Tuesday, January 6, 2009

Epiphany

LCMS Daily Devotion for today got my mind rolling and thinking, check it out:

Epiphany.  The Greek word for appearance.  And what exactly is being celebrated by this?  Well the daily devotion for today certainly tells us, but it can be taken further.

Our God is all about the appearing and the appearance.  Now, in a 21st century western mindset that could be taken to mean that God is all about how things look, and that they better look good.  The nonsense in that our western and materialistic mindset is quite disheartening.  As I've said previously, our God is about taking the ugly and making it beautiful.  God appears to all.  

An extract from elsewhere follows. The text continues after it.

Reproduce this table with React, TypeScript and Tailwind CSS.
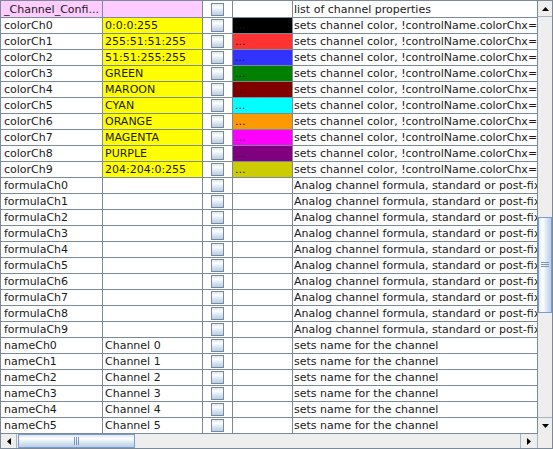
import React from 'react';

type Row = {
  name: string;
  value: string;
  desc: string;
  swatch?: string;
  kind: 'head' | 'color' | 'plain';
};

const colors: [string, string][] = [
  ['0:0:0:255', '#000000'],
  ['255:51:51:255', '#ff3333'],
  ['51:51:255:255', '#3333ff'],
  ['GREEN', '#008000'],
  ['MAROON', '#800000'],
  ['CYAN', '#00ffff'],
  ['ORANGE', '#ff9900'],
  ['MAGENTA', '#ff00ff'],
  ['PURPLE', '#800080'],
  ['204:204:0:255', '#cccc00'],
];

const rows: Row[] = [
  { name: '_Channel_Confi...', value: '', desc: 'list of channel properties', kind: 'head' },
  ...colors.map(([value, swatch], i) => ({
    name: `colorCh${i}`,
    value,
    swatch,
    desc: 'sets channel color, !controlName.colorChx=colorname or r:g:b:a',
    kind: 'color' as const,
  })),
  ...Array.from({ length: 10 }, (_, i) => ({
    name: `formulaCh${i}`,
    value: '',
    desc: 'Analog channel formula, standard or post-fix notation',
    kind: 'plain' as const,
  })),
  ...Array.from({ length: 6 }, (_, i) => ({
    name: `nameCh${i}`,
    value: `Channel ${i}`,
    desc: 'sets name for the channel',
    kind: 'plain' as const,
  })),
];

function CheckBox() {
  return (
    <div className="h-[13px] w-[13px] border border-[#7a8a99] bg-[linear-gradient(to_bottom,#dde8f3_0%,#ffffff_30%,#dde8f3_60%,#b8cfe5_100%)]" />
  );
}

function TableRow({ row, first }: { row: Row; first: boolean }) {
  const h = first ? 'h-[17px]' : 'h-[16px]';
  const nameBg = row.kind === 'head' ? 'bg-[#ffccff]' : 'bg-white';
  const valueBg =
    row.kind === 'head' ? 'bg-[#ffccff]' : row.kind === 'color' ? 'bg-[#ffff00]' : 'bg-white';
  return (
    <div className={`flex ${h} border-b border-[#7a8a99] leading-[15px]`}>
      <div className={`w-[102px] shrink-0 border-r border-[#7a8a99] pl-[3px] flex items-center overflow-hidden whitespace-nowrap ${nameBg}`}>
        {row.name}
      </div>
      <div className={`w-[100px] shrink-0 border-r border-[#7a8a99] pl-[2px] flex items-center overflow-hidden whitespace-nowrap ${valueBg}`}>
        {row.value}
      </div>
      <div className="w-[30px] shrink-0 border-r border-[#7a8a99] flex items-center justify-center bg-white">
        <CheckBox />
      </div>
      <div
        className="w-[60px] shrink-0 border-r border-[#7a8a99] pl-[2px] flex items-center overflow-hidden whitespace-nowrap bg-white"
        style={row.swatch ? { backgroundColor: row.swatch } : undefined}
      >
        {row.swatch ? '...' : ''}
      </div>
      <div className="flex-1 min-w-0 pl-[1px] flex items-center overflow-hidden whitespace-nowrap bg-white">
        {row.desc}
      </div>
    </div>
  );
}

function Arrow({ dir }: { dir: 'up' | 'down' | 'left' | 'right' }) {
  const pts = {
    up: '0,4 7,4 3.5,0',
    down: '0,0 7,0 3.5,4',
    left: '4,0 4,7 0,3.5',
    right: '0,0 0,7 4,3.5',
  }[dir];
  const vert = dir === 'up' || dir === 'down';
  return (
    <svg width={vert ? 7 : 4} height={vert ? 4 : 7} viewBox={vert ? '0 0 7 4' : '0 0 4 7'}>
      <polygon points={pts} fill="#000" />
    </svg>
  );
}

function VScroll() {
  return (
    <div className="w-[15px] shrink-0 flex flex-col border-l border-[#7a8a99] bg-[#eeeeee]">
      <div className="h-[16px] shrink-0 flex items-center justify-center border-b border-[#a8b4c2]">
        <Arrow dir="up" />
      </div>
      <div className="flex-1 flex flex-col">
        <div className="mt-[200px] h-[96px] border border-[#7b9ad0] bg-[linear-gradient(to_right,#dde8f3_0%,#ffffff_30%,#dde8f3_60%,#b8cfe5_100%)] flex items-center justify-center">
          <svg width="8" height="6" viewBox="0 0 8 6">
            <rect x="0" y="0" width="8" height="1" fill="#7d95bd" />
            <rect x="0" y="2" width="8" height="1" fill="#7d95bd" />
            <rect x="0" y="4" width="8" height="1" fill="#7d95bd" />
          </svg>
        </div>
      </div>
      <div className="h-[17px] shrink-0 flex items-center justify-center border-t border-[#a8b4c2]">
        <Arrow dir="down" />
      </div>
    </div>
  );
}

function HScroll() {
  return (
    <div className="flex h-[14px] shrink-0">
      <div className="flex-1 flex bg-[#eeeeee]">
        <div className="w-[16px] shrink-0 flex items-center justify-center border-r border-[#a8b4c2]">
          <Arrow dir="left" />
        </div>
        <div className="flex-1 flex">
          <div className="ml-[1px] w-[117px] border border-[#7b9ad0] bg-[linear-gradient(to_bottom,#dde8f3_0%,#ffffff_30%,#dde8f3_60%,#b8cfe5_100%)] flex items-center justify-center">
            <svg width="6" height="8" viewBox="0 0 6 8">
              <rect x="0" y="0" width="1" height="8" fill="#7d95bd" />
              <rect x="2" y="0" width="1" height="8" fill="#7d95bd" />
              <rect x="4" y="0" width="1" height="8" fill="#7d95bd" />
            </svg>
          </div>
        </div>
        <div className="w-[17px] shrink-0 flex items-center justify-center border-l border-[#a8b4c2]">
          <Arrow dir="right" />
        </div>
      </div>
      <div className="w-[15px] shrink-0 border-l border-[#a8b4c2] bg-[#eeeeee]" />
    </div>
  );
}

export default function App() {
  return (
    <div className="w-[553px] h-[449px] border border-[#7a8a99] bg-white flex flex-col font-['DejaVu_Sans',sans-serif] text-[11px] text-[#1a1a1a]">
      <div className="flex shrink-0">
        <div className="flex-1 min-w-0 overflow-hidden">
          {rows.map((row, i) => (
            <TableRow key={row.name} row={row} first={i === 0} />
          ))}
        </div>
        <VScroll />
      </div>
      <HScroll />
    </div>
  );
}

Where is it that God appears to all?  The most desolate place on earth: Mount Calvary.  It is there that God appeared and continues to appear to all.  That saving act of grace on the cross, Christ's throne, is the most glorious of appearances.  The sci-fi adventure books Left Behind by sci-fi biblical fans Tim Lahaye and Jerry Jenkins entitled the last book of their series The Glorious Appearing.  Like many of their theological mindset, and many in general, Mr. Lahaye and Mr. Jenkins are looking for the dazzling, "stomp out" the bad guys, glitter and glamour of our God appearing.  We have been fooled into thinking that God appears in the beautiful and stays there.  The culture tells us Britney Spears was worthless because she put on a few pounds, and not because she went down the self destructive path.  Well, Britney has slimmed down, is as beautiful as ever, yet is still surrounded by many of the same distractions that led her down that path to begin with.  Her message has not changed, it has just become more vengeful.  Yet society has deemed this a "comeback."

The joke of thinking God is about appearing in the glamorous is that God has never done that.  God took the form of a human baby from a young woman and took the world by storm beginning in a stable and lying in a manger.  Where's the beauty in that?  Some king!  The culture and many Christians like Lahaye and Jenkins would have us believe that God is for the upper echelons of society, when the reverse is really the case.  The King took his throne on a wooden cross on a desolate mountain so raw, so ugly it was called "The place of the skull."

The culture may say that God, or anything of worth, makes its epiphany or appearance in the things of high glitz and worth.  Scripture says otherwise.  The first will be last, and the last will be first.  The worthless will become worthy, the ugly will become beauty.  That's the God of the Bible.  Not the God of American culture or religious sci-fi adventures.  

His glorious appearance was and is on the cross.  Right in the midst of the desolate and the destitute.  That's where God is.